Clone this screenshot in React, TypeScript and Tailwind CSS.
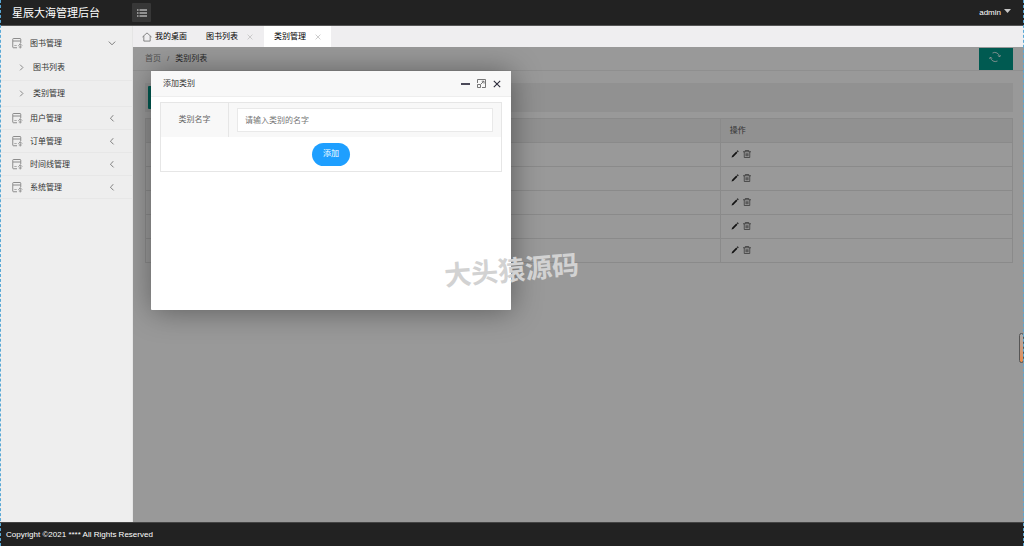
import { useState } from 'react'

const subItems = ['图书列表', '类别管理']
const menus = ['用户管理', '订单管理', '时间线管理', '系统管理']
const rows = [1, 2, 3, 4, 5]

function FormIcon() {
  return (
    <svg className="h-[11px] w-[11px] shrink-0" viewBox="0 0 22 22" fill="none" stroke="#808080" strokeWidth="1.8">
      <path d="M10 19.500H3a1.500 1.500 0 0 1-1.500-1.500V2.500A1.500 1.500 0 0 1 3 1h13a1.500 1.500 0 0 1 1.500 1.500V10" />
      <path d="M2 6h15" />
      <path d="M4.500 15h5" strokeWidth="1.2" />
      <path d="M16.500 11v10M12.500 15.500l4-4 4 4M13.500 18h6" strokeWidth="1.5" />
    </svg>
  )
}

function Chevron({ d, className }: { d: string; className: string }) {
  return (
    <svg className={className} viewBox="0 0 10 10" fill="none" stroke="currentColor" strokeWidth="1.2">
      <path d={d} />
    </svg>
  )
}

function HomeIcon() {
  return (
    <svg className="h-[10px] w-[10px]" viewBox="0 0 22 22" fill="none" stroke="#555" strokeWidth="1.5" strokeLinejoin="round">
      <path d="M1 11L11 2l10 9" />
      <path d="M4 9v11h14V9" />
    </svg>
  )
}

function CloseIcon({ className }: { className: string }) {
  return (
    <svg className={className} viewBox="0 0 10 10" fill="none" stroke="currentColor" strokeWidth="1.4">
      <path d="M1 1l8 8M9 1L1 9" />
    </svg>
  )
}

function RefreshIcon() {
  return (
    <svg className="h-[12px] w-[12px]" viewBox="0 0 24 24" fill="none" stroke="#fff" strokeWidth="1.6">
      <path d="M7 4a9.500 9.500 0 0 1 14 7.500" />
      <path d="M17 20a9.500 9.500 0 0 1-14-7.500" />
      <path d="M18 9l3 3 2.500-3.500M6 15l-3-3-2.500 3.500" />
    </svg>
  )
}

function PencilIcon() {
  return (
    <svg className="h-[8px] w-[8px]" viewBox="0 0 16 16" fill="#222">
      <path d="M1 15l1.200-3.600 8.300-8.300 2.400 2.400-8.300 8.300zM11.500 2.100l1-1q.7-.5 1.300.1l1 1q.6.7.1 1.300l-1 1z" />
    </svg>
  )
}

function TrashIcon() {
  return (
    <svg className="h-[8px] w-[8px]" viewBox="0 0 16 16" fill="none" stroke="#555" strokeWidth="1.5">
      <path d="M0 3.500h16M4.500 3V1h7v2M2.500 3.500V15h11V3.500M6 6.500v6M8 6.500v6M10 6.500v6" />
    </svg>
  )
}

function Sidebar() {
  return (
    <nav className="w-[133px] shrink-0 border-r border-[#e5e5e5] bg-[#eee] pt-1.5 text-[#333]">
      <a href="#" className="flex h-[23px] items-center pl-3 pr-4">
        <FormIcon />
        <span className="ml-[7px] flex-1">图书管理</span>
        <Chevron d="M1 2l4 4 4-4" className="h-2 w-2 text-[#777]" />
      </a>
      {subItems.map((item) => (
        <a key={item} href="#" className="flex h-[26px] items-center border-b border-[#e7e7e7] pl-[18px]">
          <Chevron d="M3 1l4 4-4 4" className="h-[7px] w-[7px] text-[#777]" />
          <span className="ml-2">{item}</span>
        </a>
      ))}
      {menus.map((item) => (
        <a key={item} href="#" className="flex h-[23px] items-center border-b border-[#e7e7e7] pl-3 pr-4 pt-px">
          <FormIcon />
          <span className="ml-[7px] flex-1">{item}</span>
          <Chevron d="M7 0L3 4l4 4" className="h-2 w-2 text-[#777]" />
        </a>
      ))}
    </nav>
  )
}

function Tabs() {
  return (
    <div className="flex h-[21px] shrink-0 items-stretch bg-[#efeef0] text-black">
      <button className="flex items-center gap-[3px] px-[9px]">
        <HomeIcon />
        我的桌面
      </button>
      <button className="flex items-center gap-[9px] px-[10px]">
        图书列表
        <CloseIcon className="h-[6px] w-[6px] text-[#c4c4c4]" />
      </button>
      <button className="ml-px flex items-center gap-[9px] bg-white px-[10px]">
        类别管理
        <CloseIcon className="h-[6px] w-[6px] text-[#c4c4c4]" />
      </button>
    </div>
  )
}

function CategoryPage() {
  return (
    <div className="h-full bg-white">
      <div className="flex h-6 items-center border-b border-[#eee] pl-3 pr-[11px]">
        <a href="#" className="text-[#888]">首页</a>
        <span className="px-[6px] text-[#888]">/</span>
        <span className="flex-1 text-[#444]">类别列表</span>
        <button aria-label="刷新" className="flex h-[22px] w-[34px] justify-center bg-[#009688] pr-[2px] pt-[3px]">
          <RefreshIcon />
        </button>
      </div>
      <div className="pl-3 pr-[11px] pt-3">
        <div className="mb-[6px] h-[29px] bg-[#f2f2f2] p-[3px]">
          <button aria-label="添加" className="h-[23px] w-[38px] rounded-[1px] bg-[#009688]" />
        </div>
        <table className="w-full table-fixed border-collapse text-left text-[#555]">
          <thead>
            <tr className="h-6 bg-[#f2f2f2]">
              <th className="w-[66.3%] border border-[#e6e6e6]" />
              <th className="border border-[#e6e6e6] px-[9px] font-normal">操作</th>
            </tr>
          </thead>
          <tbody>
            {rows.map((row) => (
              <tr key={row} className="h-6">
                <td className="border border-[#e6e6e6]" />
                <td className="border border-[#e6e6e6] px-[10px]">
                  <div className="flex items-center gap-1 pb-[2px]">
                    <button aria-label="编辑"><PencilIcon /></button>
                    <button aria-label="删除"><TrashIcon /></button>
                  </div>
                </td>
              </tr>
            ))}
          </tbody>
        </table>
      </div>
    </div>
  )
}

function AddDialog() {
  const [name, setName] = useState('')
  return (
    <div
      role="dialog"
      aria-labelledby="dialog-title"
      className="absolute left-[18px] top-6 h-[239px] w-[360px] rounded-[1px] bg-white shadow-[1px_1px_30px_rgba(0,0,0,0.4)]"
    >
      <div className="flex h-[26px] items-center border-b border-[#eee] bg-[#f8f8f8] pl-3 pr-[10px] text-[#333]">
        <h2 id="dialog-title" className="flex-1">添加类别</h2>
        <div className="flex items-center gap-[7px] text-[#2e2d3c]">
          <button aria-label="最小化" className="h-[2px] w-[9px] bg-[#4a4958]" />
          <button aria-label="最大化">
            <svg className="h-[9px] w-[9px]" viewBox="0 0 18 18" fill="none" stroke="#666" strokeWidth="1.8">
              <path d="M1 8V1h16v16h-7M1 11h6v6H1zM8 10l5-5M9.500 4.500H14V9" />
            </svg>
          </button>
          <button aria-label="关闭">
            <CloseIcon className="h-[8px] w-[8px]" />
          </button>
        </div>
      </div>
      <form className="mx-[9px] mt-[5px] border border-[#e6e6e6]" onSubmit={(e) => e.preventDefault()}>
        <div className="flex h-[34px] items-stretch bg-[#f8f8f8]">
          <label htmlFor="name" className="flex w-[68px] items-center justify-center border-r border-[#e6e6e6] text-[#666]">
            类别名字
          </label>
          <div className="flex flex-1 items-center px-2">
            <input
              id="name"
              value={name}
              onChange={(e) => setName(e.target.value)}
              placeholder="请输入类别的名字"
              className="h-6 w-full border border-[#e9e9e9] bg-white px-[7px] outline-none placeholder:text-[#757575]"
            />
          </div>
        </div>
        <div className="flex h-[34px] items-center justify-center">
          <button className="h-[23px] w-[38px] rounded-full bg-[#1e9fff] text-white">添加</button>
        </div>
      </form>
    </div>
  )
}

export default function App() {
  return (
    <div className="relative flex h-screen flex-col overflow-hidden font-['Liberation_Sans','Noto_Sans_CJK_SC',sans-serif] text-[8px] leading-3">
      <header className="flex h-[26px] shrink-0 items-center border-b border-[#555] bg-[#222] pl-3 pr-[13px] text-white">
        <h1 className="w-[120px] text-[11px] leading-4">星辰大海管理后台</h1>
        <button aria-label="菜单" className="flex h-[19px] w-[19px] items-center justify-center rounded-[1px] bg-[#373737]">
          <svg className="h-[8px] w-[10px]" viewBox="0 0 20 16" stroke="#eee" strokeWidth="2">
            <path d="M0 2h3M5 2h15M0 8h3M5 8h15M0 14h3M5 14h15" />
          </svg>
        </button>
        <button className="ml-auto flex items-center gap-[3px]">
          admin
          <svg className="mb-1 h-[4px] w-[7px]" viewBox="0 0 14 8" fill="#c8c8c8">
            <path d="M0 0h14L7 8z" />
          </svg>
        </button>
      </header>
      <div className="flex min-h-0 flex-1">
        <Sidebar />
        <div className="flex min-w-0 flex-1 flex-col">
          <Tabs />
          <main className="relative min-h-0 flex-1 overflow-hidden">
            <CategoryPage />
            <div className="absolute inset-0 bg-black/40" />
            <AddDialog />
            <div className="absolute left-[311px] top-[206px] -rotate-5 font-['Noto_Sans_CJK_SC',sans-serif] text-[27px] font-bold leading-8 text-[#d2d2d2]">
              大头猿源码
            </div>
            <div className="absolute right-0 top-[286px] h-[30px] w-[5px] rounded-sm border border-[#555] bg-linear-to-b from-[#aaa] to-[#e88b4a]" />
          </main>
        </div>
      </div>
      <footer className="flex h-6 shrink-0 items-center border-t border-[#444] bg-[#222] pl-[6px] pt-px text-white">
        Copyright ©2021 **** All Rights Reserved
      </footer>
      <div className="pointer-events-none absolute inset-0 border-x border-dashed border-[#5aa9d6]" />
    </div>
  )
}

********

**Exercise prompt:** Write out exactly the opening lines of the data, stopping after the line that holds "const rows = [1, 2, 3, 4, 5]". Exclude pictures.

**Result:**
Clone this screenshot in React, TypeScript and Tailwind CSS.
import { useState } from 'react'

const subItems = ['图书列表', '类别管理']
const menus = ['用户管理', '订单管理', '时间线管理', '系统管理']
const rows = [1, 2, 3, 4, 5]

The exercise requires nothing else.